If these videos cleverly touch upon Impressionist painterly notions, both promoting and subverting them, these works simultaneously present a view of the less traditional “new” video medium in a similar manner. Emerging at the turn of the last century, film offered the unique power to document time, that most significant and elusive of existential forces. These works emphasize that particular power of the medium, prompting the viewer to “see” time, and to proactively experience it in a poetic, aesthetic way. Using modern technology, then, Campus has managed to return to the roots of the moving image; in order to move forward, he has gone back. With their sloth-like pace, these works search for the fleeting beauty of a moment, and are the stronger for their minimal approach to spectacle and narrative, two qualities that we have come to expect from film and video. At a moment when the quick-fire gloss of the digital age has arguably desensitized our collective ability to experience the present, and dulled our concentration to blunt distraction, these works come as a refreshing change-of-page.

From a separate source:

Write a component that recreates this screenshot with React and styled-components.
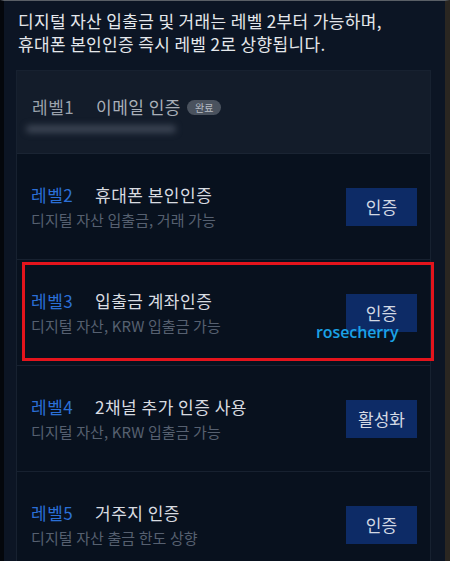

In this way, Calling for Shantih encourages the viewer to find a place of meditative contentment; indeed, “shantih” is the Sanskrit word for “peace,” and this title can thus be taken as mantra for the modern condition. This holiday season, when we are strapped down by excessive consumption, and New Year’s expectations loom anxiously, the lovely simplicity of this message is humanely, universally pertinent.

Cristin Tierney hopes that this show will revive the public’s interest in the career of an artist whose profound contribution to contemporary art remains largely unrecognized by the general population; the new gallery’s approach to this task can be characterized by a purity similar to that found in Campus’ works on view. As Ms. Dell says, the new space, which features a salon-type back room where artists, critics, friends, and colleagues are welcome to mingle and discuss, will promote “careers, not canvases,” and will present work by mid-career artists who are relevant on the contemporary scene and deserving of the attention often allotted to less established or talented individuals. When I asked her about the decision to open a new Chelsea gallery now, when the commercial market has been palpably affected by economic woes, Ms. Dell countered with an inspired statement: “The artists need support and patronage now more than ever. While opening a gallery is certainly a risk, it would be a bigger risk not to recognize and promote them.” Already, their risk has proven succcesful; the New York Times’ Ken Johnson covered the show on December 10. If Calling for Shantih is any indication of what is to come from Cristin Tierney, the public as well as the artists will benefit from this new gallery’s valiant efforts.

Calling for Shantih is open through December 18 at Cristin Tierney, 546 West 29th Street between 10th and 11th Avenues, Tuesday through Saturday, 10 am until 6 pm.